AI data centers consume millions of gallons of water every day for cooling. Enter your daily AI habits to see your personal water footprint.
Water figures based on Li et al. (2023), "Making AI Less 'Thirsty'", UC Riverside. Text query: ~25 ml/exchange; image generation: ~100 ml/image; code completion: ~8 ml/suggestion; voice: ~12 ml/minute. These are server-side cooling water estimates for US data centers (WUE ~1.8 L/kWh average). Individual figures vary by data center and model.
AI models run on GPU clusters that generate enormous heat. Data centers cool those servers using chilled water systems — and that water evaporates into the atmosphere, it doesn't return to local watersheds. A single large data center can consume 1–5 million gallons of water per day.

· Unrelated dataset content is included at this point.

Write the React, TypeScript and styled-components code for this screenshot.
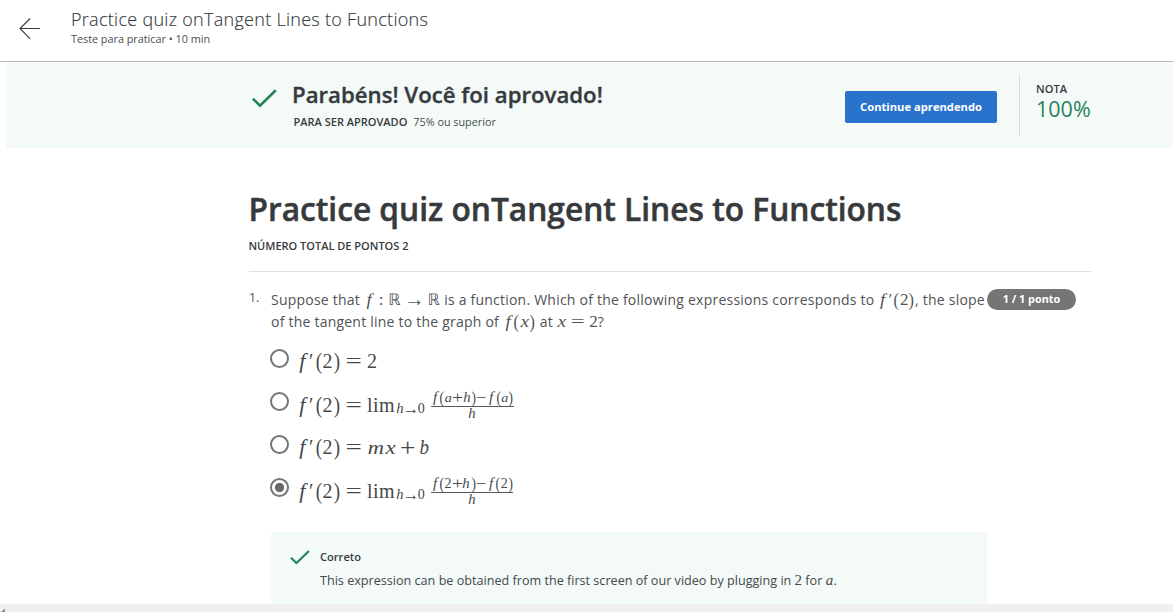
import React from 'react';
import styled, { createGlobalStyle } from 'styled-components';

const Global = createGlobalStyle`
  * { box-sizing: border-box; }
  body { margin: 0; background: #fff; color: #373a3c; font-family: "Open Sans", sans-serif; }
  h1, h2, p { margin: 0; }
`;

const Page = styled.div`
  height: 612px;
  display: flex;
  flex-direction: column;
  overflow: hidden;
  white-space: nowrap;
`;

const Header = styled.header`
  flex: none;
  height: 62px;
  display: flex;
  align-items: flex-start;
  padding: 7px 0 0 19px;
  border-bottom: 1px solid #b9b9b9;
`;

const BackButton = styled.button`
  width: 22px;
  height: 22px;
  margin: 11px 30px 0 0;
  padding: 0;
  border: 0;
  background: none;
  svg { display: block; }
`;

const HeaderTitle = styled.div`
  font-size: 18px;
  font-weight: 300;
  line-height: 24px;
  letter-spacing: 0.285px;
  -webkit-text-stroke: 0.15px currentColor;
`;

const HeaderMeta = styled.div`
  color: #4a4d4f;
  font-size: 10.8px;
  line-height: 16px;
`;

const Banner = styled.section`
  flex: none;
  height: 86px;
  margin-left: 6px;
  padding-left: 246px;
  display: flex;
  align-items: flex-start;
  background: #f3faf8;
`;

const BannerText = styled.div`
  width: 553px;
  margin-left: 15px;
  padding-top: 18px;
`;

const BannerTitle = styled.h2`
  font-size: 22.2px;
  font-weight: 600;
  line-height: 30px;
  -webkit-text-stroke: 0.35px currentColor;
`;

const BannerNote = styled.p`
  margin: 4px 0 0 1.5px;
  color: #4a4d4f;
  font-size: 10.8px;
  line-height: 16px;
  b { margin-right: 6px; color: #373a3c; font-size: 11px; font-weight: 600; }
`;

const CheckSlot = styled.span<{ $top: number }>`
  flex: none;
  padding-top: ${(p) => p.$top}px;
  svg { display: block; }
`;

const ContinueButton = styled.button`
  width: 152px;
  height: 32px;
  margin-top: 29px;
  padding: 0 0 1px;
  border: 0;
  border-radius: 2px;
  background: #2a73cc;
  color: #fff;
  font: 700 11.2px "Open Sans", sans-serif;
`;

const Grade = styled.div`
  height: 62px;
  margin: 12px 0 0 22px;
  padding: 8px 0 0 16px;
  border-left: 1px solid #d9dfde;
`;

const GradeLabel = styled.div`
  font-size: 11.1px;
  font-weight: 600;
  line-height: 14px;
`;

const GradeValue = styled.div`
  color: #2a8257;
  font-size: 21.5px;
  line-height: 26px;
`;

const Content = styled.main`
  flex: 1;
  min-height: 0;
  width: 842px;
  margin-left: 249px;
  padding-top: 40px;
  overflow: hidden;
`;

const QuizTitle = styled.h1`
  margin-left: -0.5px;
  font-size: 31.7px;
  font-weight: 600;
  line-height: 42px;
  -webkit-text-stroke: 0.5px currentColor;
`;

const Points = styled.p`
  height: 42px;
  padding-top: 8px;
  border-bottom: 1px solid #dfdfdf;
  font-size: 11px;
  font-weight: 600;
  line-height: 16px;
  text-indent: -0.5px;
`;

const Question = styled.section`
  display: flex;
  align-items: flex-start;
  padding-top: 17px;
`;

const QuestionNumber = styled.span`
  width: 22px;
  color: #4b4e50;
  font-size: 12.2px;
  line-height: 18px;
`;

const QuestionBody = styled.div`
  width: 716px;
`;

const Prompt = styled.p`
  height: 44px;
  color: #505355;
  font-size: 14px;
  line-height: 22px;
  letter-spacing: 0.225px;
`;

const PointsPill = styled.span`
  width: 89px;
  height: 21px;
  border-radius: 11px;
  background: #757575;
  color: #fff;
  font-size: 10.9px;
  font-weight: 700;
  line-height: 20px;
  text-align: center;
`;

const Options = styled.div`
  padding-top: 4px;
`;

const Option = styled.label`
  height: 43px;
  display: flex;
  align-items: flex-start;
`;

const Radio = styled.span<{ $on?: boolean }>`
  flex: none;
  width: 19px;
  height: 19px;
  margin: 12px 8px 0 -1px;
  border: 2px solid #757575;
  border-radius: 50%;
  background: ${(p) => (p.$on ? 'radial-gradient(circle, #6a6a6a 4.3px, transparent 5px)' : 'none')};
`;

const Formula = styled.span<{ $drop: number }>`
  display: flex;
  align-items: flex-start;
  padding-top: ${(p) => p.$drop}px;
  color: #45484a;
  font: 20px/20px "Liberation Serif", serif;
`;

const InlineMath = styled.span`
  font: 17px/17px "Liberation Serif", serif;
  letter-spacing: 0;
`;

const Glyph = styled.span<{ $w: number; $gap?: number; $sx?: number; $sy?: number; $italic?: boolean }>`
  display: inline-flex;
  justify-content: center;
  width: ${(p) => p.$w}em;
  margin: 0 ${(p) => p.$gap ?? 0}em;
  font-style: ${(p) => (p.$italic ? 'italic' : 'normal')};
  transform: scale(${(p) => p.$sx ?? 1}, ${(p) => p.$sy ?? 1});
`;

const DoubleStruck = styled(Glyph)`
  font-family: "DejaVu Sans", sans-serif;
  font-size: 0.92em;
`;

const Limit = styled.span`
  width: 1.389em;
  letter-spacing: 0.022em;
`;

const Subscript = styled.span`
  margin: 7px 6px 0 1px;
  font-size: 14px;
  line-height: 14px;
`;

const Fraction = styled.span`
  display: flex;
  flex-direction: column;
  align-items: center;
  margin-top: -4px;
  font-size: 14px;
  line-height: 14px;
`;

const Numerator = styled.span`
  height: 16px;
  border-bottom: 1px solid #55585a;
`;

const Feedback = styled.section`
  height: 90px;
  margin-top: 23px;
  padding-left: 19px;
  display: flex;
  align-items: flex-start;
  border-radius: 3px;
  background: #f3faf8;
`;

const FeedbackText = styled.div`
  padding: 17px 0 0 10px;
`;

const FeedbackTitle = styled.div`
  font-size: 11.1px;
  font-weight: 600;
  line-height: 16px;
`;

const FeedbackNote = styled.p`
  margin-top: 5px;
  color: #45484a;
  font-size: 12.62px;
  line-height: 22px;
`;

const NoteMath = styled(InlineMath)`
  font-size: 15px;
  line-height: 15px;
`;

const ScrollTrack = styled.footer`
  flex: none;
  height: 8px;
  background: #f0f0f0;
  svg { display: block; }
`;

// Per symbol: advance and side gap in em, then horizontal and vertical scale.
const metrics: Record<string, [number, number, number, number?]> = {
  f: [0.53, 0, 1.1],
  a: [0.529, 0, 1.0, 0.95],
  b: [0.429, 0, 0.95],
  h: [0.576, 0, 1.05],
  m: [0.878, 0, 1.12, 0.95],
  x: [0.572, 0, 1.15, 0.95],
  '′': [0.36, 0, 1],
  '(': [0.389, 0, 0.95, 1.15],
  ')': [0.389, 0, 0.95, 1.15],
  '0': [0.5, 0, 1],
  '2': [0.5, 0, 1],
  ':': [0.278, 0.278, 1],
  '→': [1, 0.278, 1.2, 1.2],
  '=': [0.778, 0.278, 1.45],
  '+': [0.778, 0.222, 1.4, 1.25],
  '−': [0.778, 0.222, 1.35],
};

function Symbols({ text, tight }: { text: string; tight?: boolean }) {
  return (
    <>
      {[...text].map((c, i) => {
        if (c === 'ℝ') return <DoubleStruck key={i} $w={0.82}>{c}</DoubleStruck>;
        const [w, gap, sx, sy] = metrics[c];
        const width = c === 'f' && text[i + 1] !== '′' ? 0.597 : w;
        return (
          <Glyph key={i} $w={width} $gap={tight ? 0 : gap} $sx={sx} $sy={sy} $italic={/[a-z]/.test(c)}>
            {c}
          </Glyph>
        );
      })}
    </>
  );
}

function Check({ width, height }: { width: number; height: number }) {
  return (
    <svg width={width} height={height} viewBox="0 0 25 19" fill="none" stroke="#1f8354" strokeWidth="2.6">
      <path d="M1 9.8 8 16.6 23.8 1.2" />
    </svg>
  );
}

function LimitFormula({ top }: { top: string }) {
  return (
    <>
      <Symbols text="f′(2)=" />
      <Limit>lim</Limit>
      <Subscript><Symbols text="h→0" tight /></Subscript>
      <Fraction>
        <Numerator><Symbols text={top} tight /></Numerator>
        <span><Symbols text="h" /></span>
      </Fraction>
    </>
  );
}

export default function App() {
  return (
    <Page>
      <Global />
      <Header>
        <BackButton aria-label="Voltar">
          <svg width="22" height="22" fill="none" stroke="#373a3c" strokeWidth="1.1">
            <path d="M21 10.5H1M11.2.5 1 10.5 11.2 20.8" />
          </svg>
        </BackButton>
        <div>
          <HeaderTitle>Practice quiz onTangent Lines to Functions</HeaderTitle>
          <HeaderMeta>Teste para praticar • 10 min</HeaderMeta>
        </div>
      </Header>
      <Banner>
        <CheckSlot $top={27}><Check width={25} height={19} /></CheckSlot>
        <BannerText>
          <BannerTitle>Parabéns! Você foi aprovado!</BannerTitle>
          <BannerNote><b>PARA SER APROVADO</b>75% ou superior</BannerNote>
        </BannerText>
        <ContinueButton>Continue aprendendo</ContinueButton>
        <Grade>
          <GradeLabel>NOTA</GradeLabel>
          <GradeValue>100%</GradeValue>
        </Grade>
      </Banner>
      <Content>
        <QuizTitle>Practice quiz onTangent Lines to Functions</QuizTitle>
        <Points>NÚMERO TOTAL DE PONTOS 2</Points>
        <Question>
          <QuestionNumber>1.</QuestionNumber>
          <QuestionBody>
            <Prompt>
              Suppose that <InlineMath><Symbols text="f:ℝ→ℝ" /></InlineMath> is a function. Which of the
              following expressions corresponds to <InlineMath><Symbols text="f′(2)" /></InlineMath>, the slope
              <br />
              of the tangent line to the graph of <InlineMath><Symbols text="f(x)" /></InlineMath> at{' '}
              <InlineMath><Symbols text="x=2" /></InlineMath>?
            </Prompt>
            <Options>
              <Option><Radio /><Formula $drop={14.4}><Symbols text="f′(2)=2" /></Formula></Option>
              <Option><Radio /><Formula $drop={15.4}><LimitFormula top="f(a+h)−f(a)" /></Formula></Option>
              <Option><Radio /><Formula $drop={14.4}><Symbols text="f′(2)=mx+b" /></Formula></Option>
              <Option><Radio $on /><Formula $drop={15.4}><LimitFormula top="f(2+h)−f(2)" /></Formula></Option>
            </Options>
            <Feedback>
              <CheckSlot $top={18}><Check width={20} height={15} /></CheckSlot>
              <FeedbackText>
                <FeedbackTitle>Correto</FeedbackTitle>
                <FeedbackNote>
                  This expression can be obtained from the first screen of our video by plugging in{' '}
                  <NoteMath><Symbols text="2" /></NoteMath> for <NoteMath><Symbols text="a" /></NoteMath>.
                </FeedbackNote>
              </FeedbackText>
            </Feedback>
          </QuestionBody>
          <PointsPill>1 / 1 ponto</PointsPill>
        </Question>
      </Content>
      <ScrollTrack>
        <svg width="6" height="8"><path d="M1 8 5 4.5V8Z" fill="#8a8a8a" /></svg>
      </ScrollTrack>
    </Page>
  );
}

The problem is location: most hyperscale AI data centers are built in places like Arizona, Nevada, and Texas — states already under severe water stress — because land is cheap and power is available. Local water utilities in these regions have reported that large data center contracts can squeeze out allocation for residential growth, agriculture, and municipal reserves. The communities bearing the water cost rarely see economic benefits proportional to that burden — data centers are capital-intensive, largely automated facilities that employ few local workers relative to their resource draw.
Training a single large AI model can consume as much water as 700,000 liters — equivalent to manufacturing 370 cars. And that's before a single user query is answered.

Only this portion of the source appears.